A mim, o menor populismo já é repugnante. Exaltar a virtude popular é comprar a aprovação às custas da independência. Mas não taxo Chesterton de falso ou ardiloso; seria extremamente injusto. Entretanto, neste ponto, vejo mais prudência em Zaratustra:

É no deserto que sempre viveram os verídicos, os espíritos livres, senhores do deserto; mas nas cidades, habitam os sábios bem nutridos e célebres – os animais de trato.

Pois são eles que puxam sempre, como os asnos, as carretas
do povo.

Oportuno tocar em Nietzsche. Chesterton faz o seguinte juízo do poeta:

Nietzsche is truly a very timid thinker. He does not really know in the least what sort of man he wants evolution to produce. And if he does not know, certainly the ordinary evolutionists, who talk about things being “higher”, do not know either.

Minha observação: Nietzsche sabia exatamente qual tipo de homem desejava que fosse produzido; e esse homem é, em inúmeros aspectos, imensamente superior ao que seria o exemplo de wise man para Chesterton. Entretanto, é verdade, o homem de Nietzsche jamais será produzido em massa, pois esse homem é justamente o inverso do homem de rebanho.

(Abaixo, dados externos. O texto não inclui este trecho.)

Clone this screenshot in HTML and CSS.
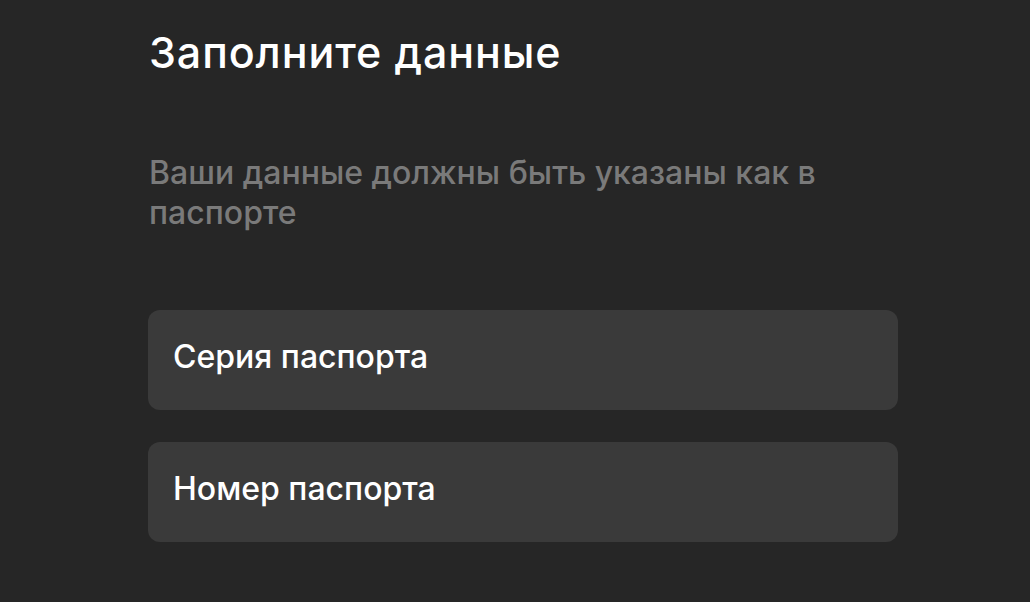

Mas basta de objeções e debate! Este artigo já exige um ponto final. Assim, entremos com as conclusões.

Rege-me um princípio simplíssimo toda vez que efetuo um julgamento consciente de valor: considero o valor de algo como o saldo quando lhe contrapostas as faces positivas e negativas, exatamente como numa balança. Busco, sempre que possível, valorizar o lado positivo, pois a balança, mesmo que penda ao lado não desejado, normalmente me oferece algo que me exija o reconhecimento.

Assim, não hesito quanto a Chesterton: a exímia escrita, o humor de qualidade e a lucidez diante das grandes questões cristãs me não permitem o julgamento injusto. Falo de alguém franco e imenso.

Chesterton, porém, julga-me intolerável. Mas não sou como Chesterton: a ele guardarei espaço honroso entre os autores de minha predileção.